Beat first 4 ingredients until smooth with a whisk. Stir in melted butter. Mix in remaining ingredients. Pour into a 9 x 13 inch Pyrex baking dish, lightly greased. Bake at 400 degrees for 15 minutes. Reduce to 350 degrees and bake 35 minutes.

Pecan Pralines–Paula Deen

Heat over medium high heat:

3/4 cup corn syrup
4 1/2 cups sugar
1 cup water

    Until mixture reaches 242 degrees on a candy thermometer.

    Stir in:

    2 lbs pecans
    2 tsp cinnamon.

      Pour mixture onto silpat, spread out, and let dry.  Break into pieces.

      Tuna Casserole

      1cup velveeta — cubed
      1/2 cup mayonnaise
      1/2 cup milk
      10 1/2 ounces cream of mushroom soup, condensed
      1/4 teaspoon dry mustard
      1can tuna in water — drained
      4 to 6 ounces cooked pasta
      1/2 cup saltine crackers — crushed

      …..
      Mix mayonnaise, soup, milk and mustard in 1 1/2 quart casserole dish. Add cheese, tuna and pasta. Bake covered at 350 degrees for 30 minutes. Top with cracker crumbs and bake uncovered for five minutes more.

      White Chili

      1 tablespoon olive oil
      1 1/2 pounds chicken breast — cut into 1″ cubes
      1/4 cup chopped onion
      2 cups chicken broth
      4 ounces chopped green chiles
      2 green onions — sliced
      19 ounces white kidney beans — (Canelli)
      2 teaspoons garlic powder
      1/4 teaspoon ground red pepper
      2 teaspoons cumin
      1 teaspoon oregano
      1 teaspoon cilantro

      …..

      Fry chicken and onions in oil 4 to 5 minutes. Stir in broth, chilies, and spices. Simmer 15 minutes. Stir in beans, simmer 5 minutes. Top with onions and garnish with jack cheese.

      Zucchini Lasagna

      3 pounds large zucchini — scrubbed
      1 quart spaghetti sauce or thick tomato sauce
      1 cup bread crumbs
      2 pounds ricotta cheese
      4 eggs — lightly beaten
      2 tablespoons parsley — chopped
      1/2 teaspoon dried oregano
      1/2 teaspoon dried basil salt and pepper — to taste
      1 cup grated Parmesan or Romano cheese
      1 pound mozzarella cheese — coarsely grated

      ….
      Scrub zucchini, trim ends and cut (unpeeled) into long, thin slices. Bring about 1″ water to boil in a soup pot and add 1 teaspoon salt; cook zucchini just until limp and translucent, about 5 minutes. Drain on absorbent towels. In a 9″x14″x2″ pan, spoon a thin layer of tomato sauce. Sprinkle with a quarter of the bread crumbs. Arrange layer of zucchini over this, placing slices side-by-side to cover bottom completely. Combine ricotta cheese, eggs, parsley, seasonings, half the Parmesan cheese and half the remaining crumbs. Spoon half of this mixture on top of zucchini. Sprinkle with half the mozzarella cheese. Repeat layers of tomato sauce, zucchini (reserving 6 slices), ricotta mixture. Cover with most of remaining tomato sauce; arrange zucchini on top, drizzle with remaining sauce and mozzarella. Combine remaining crumbs and Parmesan cheese; sprinkle over top. Bake in a 350 degree oven about 1 hour for large pan, 45 minutes for small, or until top is browned. Let stand 20 minutes before cutting (it reheats well).

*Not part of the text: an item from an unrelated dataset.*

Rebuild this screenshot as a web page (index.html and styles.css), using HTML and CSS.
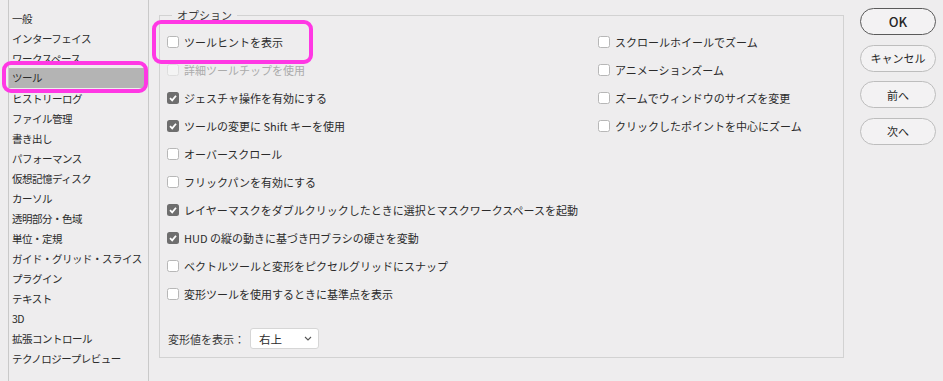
FILE: index.html
```
<!DOCTYPE html>
<html lang="ja">
<head>
  <meta charset="UTF-8" />
  <title>環境設定 - ツール</title>
  <link rel="stylesheet" href="styles.css">
</head>
<body>
  <div class="dialog">
    <ul class="sidebar">
      <li>一般</li>
      <li>インターフェイス</li>
      <li>ワークスペース</li>
      <li class="selected">ツール</li>
      <li>ヒストリーログ</li>
      <li>ファイル管理</li>
      <li>書き出し</li>
      <li>パフォーマンス</li>
      <li>仮想記憶ディスク</li>
      <li>カーソル</li>
      <li>透明部分・色域</li>
      <li>単位・定規</li>
      <li>ガイド・グリッド・スライス</li>
      <li>プラグイン</li>
      <li>テキスト</li>
      <li>3D</li>
      <li>拡張コントロール</li>
      <li>テクノロジープレビュー</li>
    </ul>

    <fieldset class="group">
      <legend>オプション</legend>
      <div class="options">
        <div class="col">
          <div class="opt"><span class="box"></span>ツールヒントを表示</div>
          <div class="opt disabled"><span class="box"></span>詳細ツールチップを使用</div>
          <div class="opt"><span class="box checked"></span>ジェスチャ操作を有効にする</div>
          <div class="opt"><span class="box checked"></span>ツールの変更に Shift キーを使用</div>
          <div class="opt"><span class="box"></span>オーバースクロール</div>
          <div class="opt"><span class="box"></span>フリックパンを有効にする</div>
          <div class="opt"><span class="box checked"></span>レイヤーマスクをダブルクリックしたときに選択とマスクワークスペースを起動</div>
          <div class="opt"><span class="box checked"></span>HUD の縦の動きに基づき円ブラシの硬さを変動</div>
          <div class="opt"><span class="box"></span>ベクトルツールと変形をピクセルグリッドにスナップ</div>
          <div class="opt"><span class="box"></span>変形ツールを使用するときに基準点を表示</div>
        </div>
        <div class="col">
          <div class="opt"><span class="box"></span>スクロールホイールでズーム</div>
          <div class="opt"><span class="box"></span>アニメーションズーム</div>
          <div class="opt"><span class="box"></span>ズームでウィンドウのサイズを変更</div>
          <div class="opt"><span class="box"></span>クリックしたポイントを中心にズーム</div>
        </div>
      </div>
      <div class="select-row">
        <span class="select-label">変形値を表示：</span>
        <div class="select">
          <span>右上</span>
          <svg width="8" height="5" viewBox="0 0 8 5"><path d="M1 1 L4 4 L7 1" fill="none" stroke="#555" stroke-width="1.1"/></svg>
        </div>
      </div>
    </fieldset>

    <div class="buttons">
      <button class="default">OK</button>
      <button>キャンセル</button>
      <button>前へ</button>
      <button>次へ</button>
    </div>
  </div>

  <div class="mark mark-tool"></div>
  <div class="mark mark-hint"></div>
</body>
</html>
```

FILE: styles.css
```
body {
  margin: 0;
  background-color: #eeedee;
  font-family: "Noto Sans CJK JP", "Noto Sans", sans-serif;
  color: #2b2b2b;
  overflow: hidden;
}
.dialog {
  display: flex;
  align-items: flex-start;
  height: 381px;
}
.sidebar {
  list-style: none;
  margin: 0 0 0 8px;
  padding: 9px 0 0 0;
  width: 141px;
  height: 381px;
  box-sizing: border-box;
  border-left: 1px solid #c9c9c9;
  border-right: 1px solid #c9c9c9;
}
.sidebar li {
  height: 20px;
  line-height: 20px;
  padding-left: 3px;
  margin-right: 4px;
  font-size: 10.5px;
  letter-spacing: -0.5px;
  white-space: nowrap;
}
.sidebar li.selected {
  background-color: #b4b4b4;
  margin-top: -1px;
  margin-bottom: 1px;
}
.group {
  margin: 8px 0 0 10px;
  padding: 6px 0 0 7px;
  width: 685px;
  height: 350px;
  box-sizing: border-box;
  border: 1px solid #d2d2d2;
}
.group legend {
  margin-left: 5px;
  padding: 0 5px;
  font-size: 11px;
  line-height: 14px;
  color: #3a3a3a;
}
.options {
  display: flex;
}
.col:first-child {
  width: 431px;
}
.opt {
  display: flex;
  align-items: center;
  height: 28px;
  font-size: 11px;
  white-space: nowrap;
}
.opt.disabled {
  color: #ababab;
}
.box {
  width: 12px;
  height: 12px;
  box-sizing: border-box;
  margin-right: 5px;
  border: 1px solid #b7b7b7;
  border-radius: 2.5px;
  background-color: #fff;
  flex-shrink: 0;
}
.disabled .box {
  border-color: #dedede;
  background-color: #f4f4f4;
}
.box.checked {
  border: none;
  background: #6e6e6e url("data:image/svg+xml,%3Csvg xmlns='http://www.w3.org/2000/svg' width='12' height='12'%3E%3Cpath d='M3 6.2 L5.2 8.4 L9 3.8' fill='none' stroke='white' stroke-width='1.8'/%3E%3C/svg%3E") no-repeat center;
}
.select-row {
  display: flex;
  align-items: center;
  margin-top: 20px;
  font-size: 11px;
}
.select-label {
  width: 82px;
  padding-left: 1px;
  color: #3a3a3a;
}
.select {
  display: flex;
  align-items: center;
  justify-content: space-between;
  width: 69px;
  height: 21px;
  box-sizing: border-box;
  padding: 0 6px 0 8px;
  background-color: #fff;
  border: 1px solid #d6d6d6;
  border-radius: 3px;
  font-size: 11.5px;
}
.buttons {
  display: flex;
  flex-direction: column;
  gap: 9.5px;
  margin: 8px 0 0 16px;
}
.buttons button {
  width: 76px;
  height: 27px;
  border: 1px solid #bdbdbd;
  border-radius: 14px;
  background-color: #f3f2f3;
  font-family: "Noto Sans CJK JP", "Noto Sans", sans-serif;
  font-size: 11px;
  color: #262626;
  padding: 0;
}
.buttons button.default {
  border-color: #5a5a5a;
  font-size: 13px;
  font-weight: 500;
}
.mark {
  position: absolute;
  box-sizing: border-box;
  border: 4.5px solid #ff38e4;
  border-radius: 9px;
}
.mark-tool {
  left: 2px;
  top: 61px;
  width: 146px;
  height: 32px;
}
.mark-hint {
  left: 152px;
  top: 20px;
  width: 161px;
  height: 44px;
}
```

      Lasagna with Meat Sauce:
      Prepare as above, but reduce ricotta cheese to 1 pound; use only 2 eggs. Brown 1 chopped onion in skillet with 1 tablespoon oil. Brown 1 pound ground beef in skillet, breaking up with fork. Discard any excess fat. Stir in tomato sauce, adjust seasonings. Assemble layers, bake as above.

      White Sauce 2 or Heavy Bechamel

      3 tablespoons butter
      3 tablespoons flour
      1 cup milk or other liquid

      …..

      Melt butter over low heat in a small saucepan. For a delicate flavor, even commercial establishments have found no substitute for butter. Add flour and blend over low heat for 3 to 5 minutes. Stir the milk in slowly. For better consistency, scald the milk before adding the roux; but be sure–to avoid lumping–that the roux is cool when you add it. Cook and stir the sauce with a wire whisk until thickened and smooth. Sauce may be used as a base for cheese sauce for vegetables or for a gravy base. Use anywhere a thick white sauce is called for.